Kerem çok teşekkürler. Gündüz ders, toplantı derken mesajını şimdi gördüm (hala fakültede çalışıyorum). Az önce telefonla arayanlar oldu. Birecik'e kaç kez gittiğimi hatırlamıyorum. Sanırım 20-25ten az değildir. Son üreme kolonilerinden Palmira dahil Suriye'nin hemen her tarafında arazi çalışması yaptım; keza Ürdün'ün bir çok yerinde. Gözlemlerim senin yazıklarıyla örtüşse de kelaynak konusunda yanılmayı (belki yanılmamazı) çok isterim. Yeterki bu özel ve güzel kuşlarda doğada varlıkları ve göçleri devam etsin, (onlar için) ben geri adım atmaya hazırım.

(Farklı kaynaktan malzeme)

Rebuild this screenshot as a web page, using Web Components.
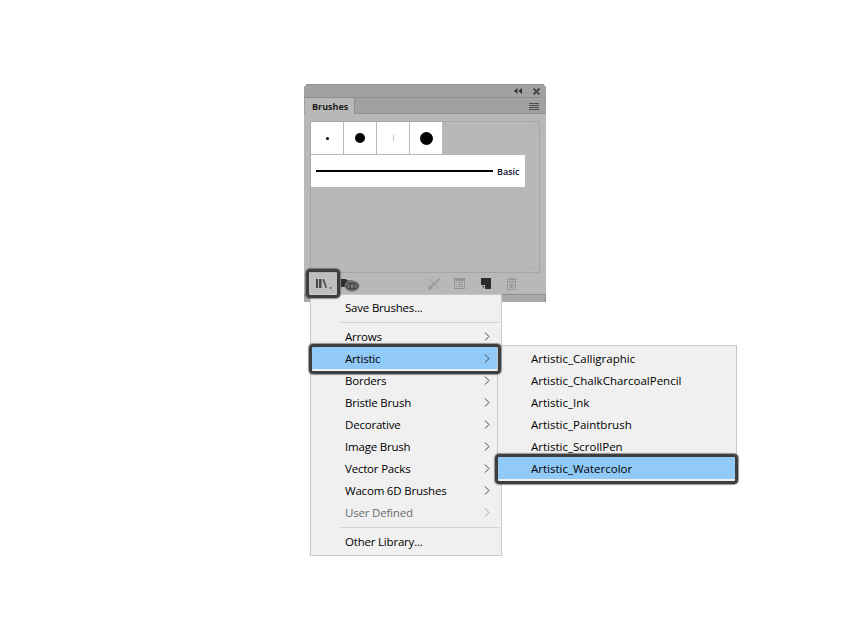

Sağlıcakla kalasın.

baburh baburh 12.06.2023 18:37:23

Eline sağlık Kerem.

wolfkenan wolfkenan 12.06.2023 18:37:23

bu kuşlara aynı yabankazları ve turnalara uygulanan göç alıştırmalarında kullanılan planör eğitimi ile başarı yakalanamazmı diyeceğim ama birden vazgeçiyorum varsın bizim Birecik'te yaşamaya devam etsinler neden mi diyenler olabilir nereden geçecekler savaş altındaki Suriye'den,gözü dönmüş uçan her canlıya ateş eden Lübnan ve Mısır belasından otrusunlar oturdukları yerde,bu kuşlardan neden ülkemizin daha kuzayine doğru lokasyonlarla istasyon oluşturulmuyor en azından kuzey güney yer değiştirmeleri ile kümes kuşundan yarı yabanıla geçebilirler,evet bunlar uzun bilimsel işler ama koskoca ülkenin bilimadamları mutlaka çıkacaktır,bu kuşlarında artık daha geniş kapsamlı projelere ihtiyacı olduğu aşikar ama lütfen Suriye Lübnan Mısır üçgenindeki beladan uzak tutulsun,saygımla...

kerem kerem 12.06.2023 18:37:23

Çok teşekkürler, bir biliminsanı olarak senin yorumun çok değerli, Ahmet.

rousettus rousettus 12.06.2023 18:37:23

Bence son derece yerinde tespit. Kerem, eline sağlık. Altına imzamı atacak kadar katılıyorum.